Hermes: Investors too complacent about market fragility

Hermes Investment Management CIO Eoin Murray believes investors are underestimating markets’ fragility at a time when political uncertainty runs high.

Hermes: Investors too complacent about market fragility
1 minute

“Volatility in all its shapes and flavours, whether you look it on a forward looking or historical basis, or across any asset class you want, is pretty much all at a 23-year low,” said Murray.

By contrast, political uncertainty is trending higher, as the UK heads into Brexit negotiations with the EU.

The fact that markets are digesting information at a far faster rate than they have done historically is evidence of this complacency, according to Murray.

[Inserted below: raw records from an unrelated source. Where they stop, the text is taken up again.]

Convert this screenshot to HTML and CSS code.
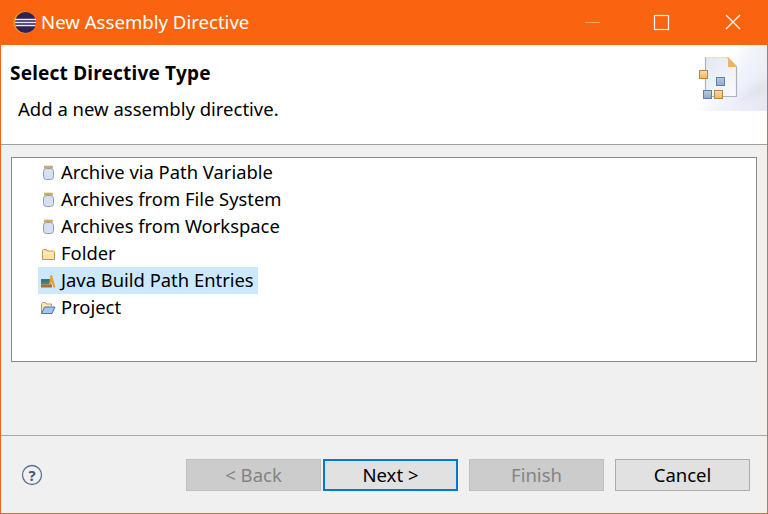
FILE: index.html
```html
<!DOCTYPE html>
<html lang="en">
<head>
  <meta charset="UTF-8" />
  <title>New Assembly Directive</title>
  <link rel="stylesheet" href="styles.css">
</head>
<body>
  <div class="window">
    <div class="titlebar">
      <svg class="app-icon" width="24" height="24" viewBox="0 0 24 24">
        <circle cx="11.500" cy="11.500" r="11" fill="#f7941e"/>
        <circle cx="12.500" cy="11.500" r="10.500" fill="#2c2255"/>
        <path d="M2 8.500h21M2 11.500h21M2.500 14.500h20" stroke="#e8e6f2" stroke-width="1.600"/>
      </svg>
      <span class="title">New Assembly Directive</span>
      <div class="controls">
        <svg width="46" height="45" viewBox="0 0 46 45"><path d="M22 22.500h15" stroke="#fda06a" stroke-width="1"/></svg>
        <svg width="46" height="45" viewBox="0 0 46 45"><rect x="20.500" y="15.500" width="14" height="14" fill="none" stroke="#fff" stroke-width="1.200"/></svg>
        <svg width="46" height="45" viewBox="0 0 46 45"><path d="M21 15l14 14M35 15L21 29" stroke="#fff" stroke-width="1.200"/></svg>
      </div>
    </div>

    <div class="banner">
      <div class="banner-text">
        <h1>Select Directive Type</h1>
        <p>Add a new assembly directive.</p>
      </div>
      <svg class="banner-art" width="76" height="66" viewBox="0 0 76 66">
        <defs>
          <linearGradient id="wash" x1="0" y1="0.300" x2="1" y2="0.900">
            <stop offset="0" stop-color="#fff"/>
            <stop offset="0.550" stop-color="#eef1fa"/>
            <stop offset="1" stop-color="#d8e0f4"/>
          </linearGradient>
          <linearGradient id="page" x1="0" y1="0" x2="1" y2="1">
            <stop offset="0" stop-color="#e1e7f3"/>
            <stop offset="1" stop-color="#fbfcfe"/>
          </linearGradient>
          <linearGradient id="orange" x1="0" y1="0" x2="0" y2="1">
            <stop offset="0" stop-color="#ffdca6"/>
            <stop offset="1" stop-color="#fdb54e"/>
          </linearGradient>
          <linearGradient id="blue" x1="0" y1="0" x2="0" y2="1">
            <stop offset="0" stop-color="#b9c7de"/>
            <stop offset="1" stop-color="#94a9cb"/>
          </linearGradient>
          <filter id="soft" filterUnits="userSpaceOnUse" x="-30" y="-30" width="140" height="130">
            <feGaussianBlur stdDeviation="5"/>
          </filter>
        </defs>
        <path d="M-4 80C24 58 48 24 60 -20h40v100z" fill="url(#wash)" filter="url(#soft)"/>
        <path d="M44 54c10-2 20-12 32-18v9c-10 4-20 10-30 11z" fill="#d4d2e0" opacity="0.700" filter="url(#soft)"/>
        <path d="M14.500 12.500h22l9 9v30h-31z" fill="url(#page)" stroke="#a9b3b8" stroke-width="1.200"/>
        <path d="M14.500 12.500h22" stroke="#e8e2c4" stroke-width="1.200"/>
        <path d="M37 12l9 10h-9z" fill="#eeb466"/>
        <rect x="8.500" y="25.500" width="8" height="8" fill="url(#orange)" stroke="#bd8242"/>
        <rect x="25.500" y="32.500" width="8" height="8" fill="url(#blue)" stroke="#5f7fb0"/>
        <rect x="12.500" y="45.500" width="8" height="8" fill="url(#blue)" stroke="#5f7fb0"/>
        <rect x="23.500" y="45.500" width="8" height="8" fill="url(#orange)" stroke="#bd8242"/>
      </svg>
    </div>

    <div class="content">
      <div class="tree">
        <div class="row">
          <svg width="14" height="16" viewBox="0 0 14 16"><rect x="3.500" y="3.500" width="10" height="11" rx="3" fill="#d6e0ef" stroke="#8a9dba"/><rect x="4.500" y="1" width="8" height="2" fill="#d9b45c" stroke="#b8923e" stroke-width="0.500"/></svg>
          <span>Archive via Path Variable</span>
        </div>
        <div class="row">
          <svg width="14" height="16" viewBox="0 0 14 16"><rect x="3.500" y="3.500" width="10" height="11" rx="3" fill="#d6e0ef" stroke="#8a9dba"/><rect x="4.500" y="1" width="8" height="2" fill="#d9b45c" stroke="#b8923e" stroke-width="0.500"/></svg>
          <span>Archives from File System</span>
        </div>
        <div class="row">
          <svg width="14" height="16" viewBox="0 0 14 16"><rect x="3.500" y="3.500" width="10" height="11" rx="3" fill="#d6e0ef" stroke="#8a9dba"/><rect x="4.500" y="1" width="8" height="2" fill="#d9b45c" stroke="#b8923e" stroke-width="0.500"/></svg>
          <span>Archives from Workspace</span>
        </div>
        <div class="row">
          <svg class="wide" width="16" height="16" viewBox="0 0 16 16"><path d="M2.500 13.500v-9l1-1h3l1 1.500h6l1 1v7.500z" fill="#fde2a4" stroke="#cf9444" stroke-linejoin="round"/><path d="M3.500 7h10" stroke="#fff4d6"/></svg>
          <span>Folder</span>
        </div>
        <div class="row selected">
          <svg class="wide" width="16" height="16" viewBox="0 0 16 16">
            <rect x="1" y="6" width="10" height="3" fill="#3d6f8f"/>
            <rect x="1" y="9" width="10" height="2.500" fill="#4f8a55"/>
            <rect x="1" y="11.500" width="11" height="3" fill="#b5673c"/>
            <path d="M10.500 2h1.500l3.500 12.500h-2L11.500 9l-1.500 2.500H9z" fill="#e8a02a"/>
          </svg>
          <span>Java Build Path Entries</span>
        </div>
        <div class="row">
          <svg class="wide" width="16" height="16" viewBox="0 0 16 16"><path d="M1.500 13.500v-10l1-1h3l1 1.500h5v2" fill="#fde9b8" stroke="#b79a68"/><path d="M1.500 13.500l3-6.500h10.500l-3 6.500z" fill="#a9c3ea" stroke="#4c6fae" stroke-linejoin="round"/></svg>
          <span>Project</span>
        </div>
      </div>
    </div>

    <div class="footer">
      <svg class="help" width="22" height="22" viewBox="0 0 22 22">
        <circle cx="11" cy="11" r="9.500" fill="none" stroke="#5c7199" stroke-width="1.300"/>
        <text x="11" y="16.500" text-anchor="middle" class="help-mark">?</text>
      </svg>
      <div class="buttons">
        <button class="btn disabled">&lt; Back</button>
        <button class="btn default">Next &gt;</button>
        <button class="btn disabled finish">Finish</button>
        <button class="btn cancel">Cancel</button>
      </div>
    </div>
  </div>
</body>
</html>
```

FILE: styles.css
```css
body, html {
  margin: 0;
  padding: 0;
  font-family: "Noto Sans", "Open Sans", sans-serif;
  color: #000;
  background-color: #f0f0f0;
}

.window {
  width: 768px;
  height: 514px;
  box-sizing: border-box;
  border: 1px solid #f96511;
  border-top: none;
  display: flex;
  flex-direction: column;
  overflow: hidden;
}

.titlebar {
  height: 45px;
  margin: 0 -1px;
  flex: none;
  background: #fa6410;
  color: white;
  display: flex;
  align-items: center;
  padding-left: 13px;
}

.app-icon {
  flex: none;
}

.title {
  margin: 0 0 2px 4px;
  font-size: 18.600px;
}

.controls {
  margin-left: auto;
  display: flex;
  padding-right: 17px;
  gap: 25px;
}

.banner {
  height: 100px;
  box-sizing: border-box;
  flex: none;
  background: white;
  border-bottom: 1px solid #a0a0a0;
  display: flex;
  justify-content: space-between;
  align-items: flex-start;
}

.banner h1 {
  margin: 16px 0 0 9px;
  font-size: 19px;
  letter-spacing: 0.200px;
  line-height: 24px;
  font-weight: bold;
}

.banner p {
  margin: 12px 0 0 17px;
  font-size: 18.500px;
  line-height: 24px;
}

.content {
  flex: 1;
  padding: 12px 10px 0;
}

.tree {
  height: 205px;
  box-sizing: border-box;
  background: white;
  border: 1px solid #8a8a8a;
  padding: 1px 0 0 26px;
  display: flex;
  flex-direction: column;
  align-items: flex-start;
}

.row {
  height: 27px;
  display: flex;
  align-items: center;
  gap: 7px;
  padding: 0 4px 0 2px;
  font-size: 18.400px;
}

.row span {
  margin-bottom: 2px;
}

.row svg {
  flex: none;
}

.row .wide {
  margin-right: -2px;
}

.selected {
  background: #cce8ff;
}

.footer {
  height: 78px;
  box-sizing: border-box;
  flex: none;
  border-top: 1px solid #a9a9a9;
  display: flex;
  align-items: center;
  justify-content: space-between;
  padding: 0 17px 0 20px;
}

.help-mark {
  font-size: 15px;
  font-weight: bold;
  fill: #46587f;
}

.buttons {
  display: flex;
  gap: 2px;
  margin-top: 1px;
}

.btn {
  width: 135px;
  height: 32px;
  padding: 0 0 2px;
  box-sizing: border-box;
  font-family: inherit;
  font-size: 18.500px;
  background: #e1e1e1;
  border: 1px solid #adadad;
  color: #000;
}

.disabled {
  background: #cccccc;
  border-color: #bfbfbf;
  color: #838383;
}

.default {
  border: 2px solid #0078d7;
}

.finish {
  margin-left: 9px;
}

.cancel {
  margin-left: 9px;
}
```
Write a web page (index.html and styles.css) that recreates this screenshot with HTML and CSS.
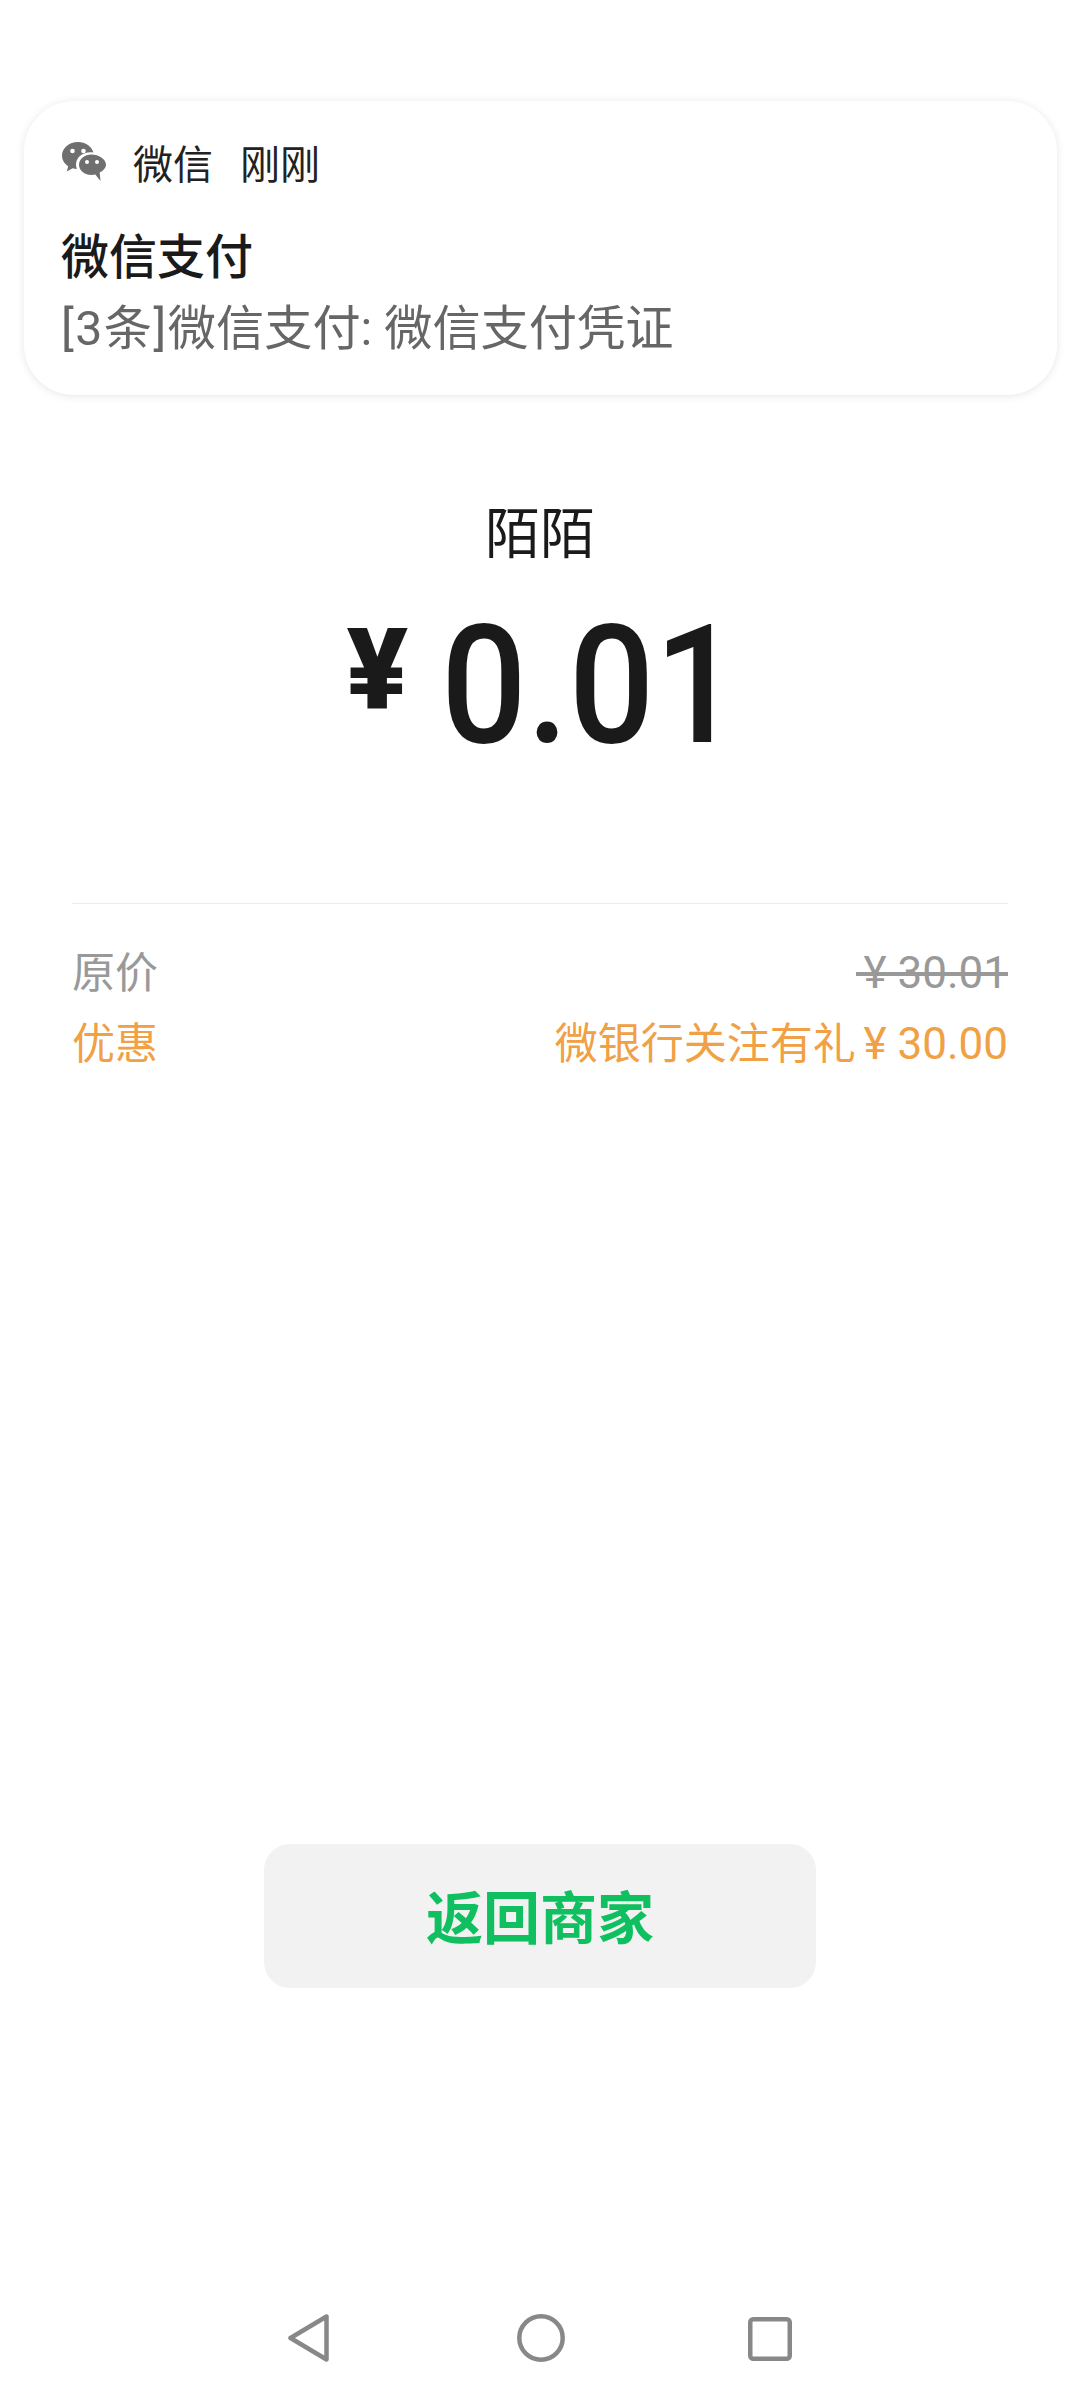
FILE: index.html
```html
<!DOCTYPE html>
<html>

<head>
    <title>微信支付</title>
    <meta charset="UTF-8" />
    <link rel="stylesheet" href="styles.css">
</head>

<body>
    <div id="screen">
        <!-- notification -->
        <div class="notice">
            <div class="notice-head">
                <svg class="wx-icon" width="44" height="40" viewBox="0 0 44 40">
                    <path fill="#6f6f6f" d="M16 0C7.2 0 0 6 0 13.500C0 17.900 2.400 21.700 6.200 24.200L4.800 29.500L10.600 26.200C12 26.600 13.400 26.800 14.900 26.900C14.300 25.500 14 24 14 22.500C14 15.500 20.400 10.200 28.500 10.200C29.500 10.200 30.500 10.300 31.400 10.500C29.800 4.500 23.500 0 16 0Z" />
                    <path fill="#6f6f6f" d="M29.500 12.500C22.600 12.500 17 17.100 17 22.800C17 28.500 22.600 33.100 29.500 33.100C30.800 33.100 32.100 32.900 33.300 32.600L38.500 39L37.700 30.500C41.500 28.600 44 25.900 44 22.800C44 17.100 36.400 12.500 29.500 12.500Z" />
                    <circle cx="10.500" cy="9" r="2.300" fill="#fff" />
                    <circle cx="21.500" cy="9" r="2.300" fill="#fff" />
                    <circle cx="25" cy="20" r="2" fill="#fff" />
                    <circle cx="35" cy="20" r="2" fill="#fff" />
                </svg>
                <span class="app-name">微信</span>
                <span class="app-time">刚刚</span>
            </div>
            <div class="notice-title">微信支付</div>
            <div class="notice-text"><span class="count">[3条]</span>微信支付: 微信支付凭证</div>
        </div>

        <div class="shop">陌陌</div>
        <div class="amount"><span class="yen">¥</span><span class="num">0.01</span></div>

        <div class="detail">
            <div class="row row-gray">
                <span>原价</span>
                <span class="latin old-price">&#8198;¥ 30.01</span>
            </div>
            <div class="row row-orange">
                <span>优惠</span>
                <span>微银行关注有礼 <span class="latin">¥ 30.00</span></span>
            </div>
        </div>

        <div class="back-wrap">
            <button class="back-btn">返回商家</button>
        </div>

        <!-- nav bar -->
        <div class="navbar">
            <svg width="42" height="48" viewBox="0 0 42 48">
                <path d="M38.500 2.500V45.500L2.500 24Z" fill="none" stroke="#888" stroke-width="4.500" stroke-linejoin="round" />
            </svg>
            <svg width="48" height="48" viewBox="0 0 48 48">
                <circle cx="24" cy="24" r="21.700" fill="none" stroke="#888" stroke-width="4.500" />
            </svg>
            <svg width="44" height="44" viewBox="0 0 44 44">
                <rect x="2.250" y="2.250" width="39.500" height="39.500" rx="3" fill="none" stroke="#888" stroke-width="4.500" />
            </svg>
        </div>
    </div>
</body>

</html>
```

FILE: styles.css
```css
* {
    box-sizing: border-box;
}

body {
    margin: 0;
    background: #fff;
    font-family: Roboto, "Noto Sans CJK SC", sans-serif;
}

#screen {
    width: 1080px;
    height: 2400px;
    display: flex;
    flex-direction: column;
    overflow: hidden;
}

.notice {
    height: 294px;
    margin: 101px 23px 0 24px;
    padding: 38px 38px 0 37px;
    background: #fff;
    border-radius: 50px;
    box-shadow: 0 1px 8px rgba(0, 0, 0, 0.1);
}

.notice-head {
    display: flex;
    align-items: center;
    height: 46px;
    color: #222;
    font-size: 40px;
}

.wx-icon {
    margin-left: 1px;
    margin-right: 27px;
}

.app-time {
    margin-left: 27px;
}

.notice-title {
    margin-top: 40px;
    height: 71px;
    line-height: 66px;
    font-size: 48px;
    font-weight: 500;
    color: #1a1a1a;
}

.notice-text {
    height: 66px;
    line-height: 66px;
    font-size: 48.200px;
    color: #666;
}

.count {
    letter-spacing: 1.500px;
}

.shop {
    margin-top: 101px;
    height: 76px;
    line-height: 76px;
    text-align: center;
    font-size: 55px;
    color: #1a1a1a;
}

.amount {
    margin-top: 29px;
    height: 170px;
    display: flex;
    justify-content: center;
    color: #1a1a1a;
}

.yen {
    font-size: 114px;
    font-weight: 900;
    line-height: 138px;
    margin-right: 33px;
}

/* digits in the shot are narrower than roboto */
.num {
    display: block;
    font-size: 165px;
    font-weight: 500;
    line-height: 170px;
    transform: scaleX(0.915);
    transform-origin: left center;
    margin-right: -35px;
}

.detail {
    margin: 132px 72px 0;
    padding-top: 34px;
    border-top: 1px solid #ececec;
}

.row {
    display: flex;
    justify-content: space-between;
    height: 71px;
    line-height: 71px;
    font-size: 43px;
}

.row-gray {
    color: #999;
}

.row-orange {
    color: #f0a045;
}

.row-orange .latin {
    margin-left: -3px;
}

.latin {
    font-size: 44px;
}

.old-price {
    text-decoration: line-through;
}

.back-wrap {
    margin-top: 764px;
    display: flex;
    justify-content: center;
}

.back-btn {
    width: 552px;
    height: 144px;
    padding: 0 0 4px;
    border: 0;
    border-radius: 26px;
    background: #f2f2f2;
    color: #10c060;
    font-family: "Noto Sans CJK SC", sans-serif;
    font-size: 57px;
    font-weight: 700;
}

.navbar {
    margin-top: auto;
    height: 86px;
    padding-left: 288px;
    display: flex;
    align-items: flex-start;
}

.navbar svg:nth-child(2) {
    margin-left: 187px;
}

.navbar svg:nth-child(3) {
    margin-left: 183px;
    margin-top: 3px;
}
```
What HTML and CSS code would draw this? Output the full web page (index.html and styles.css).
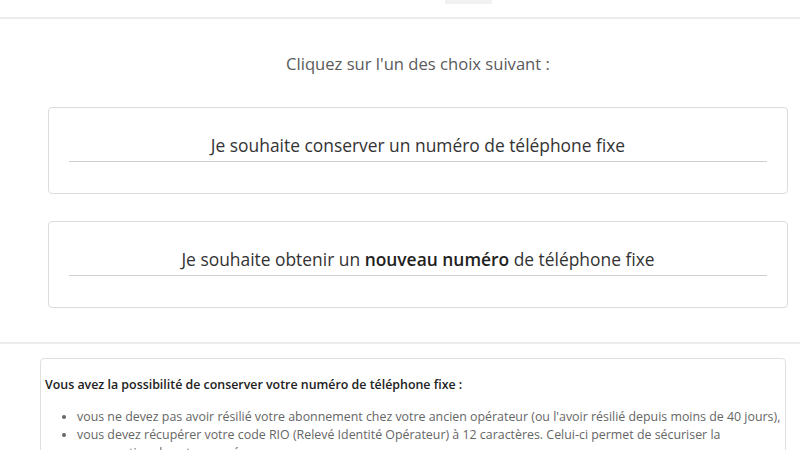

“Markets appear to be generally quite fragile. Either that’s fine and everything is calm and good, or investors and markets are just being complacent and there is stuff they should be worrying about that they are not.”

One thing investors could be discounting is the real possibility that “we are getting closer to a crisis,” he said.

Similarly, there is a noticeable disconnect between valuations and expectations around a market correction, he added.

The Yale School of Management’s US Stock Market Confidence Indices revealed that institutional investors believe markets are overvalued but are not anticipating any kind of correction within the next 12 months.  

“What is bizarre is everyone is confident the market will keep on chugging up,” said Murray.

“On the one hand they’re saying, yes, markets are massively overvalued, but equally, they’re saying over the next 12 months they can’t see any correction for that. At some point, clearly something has to give.”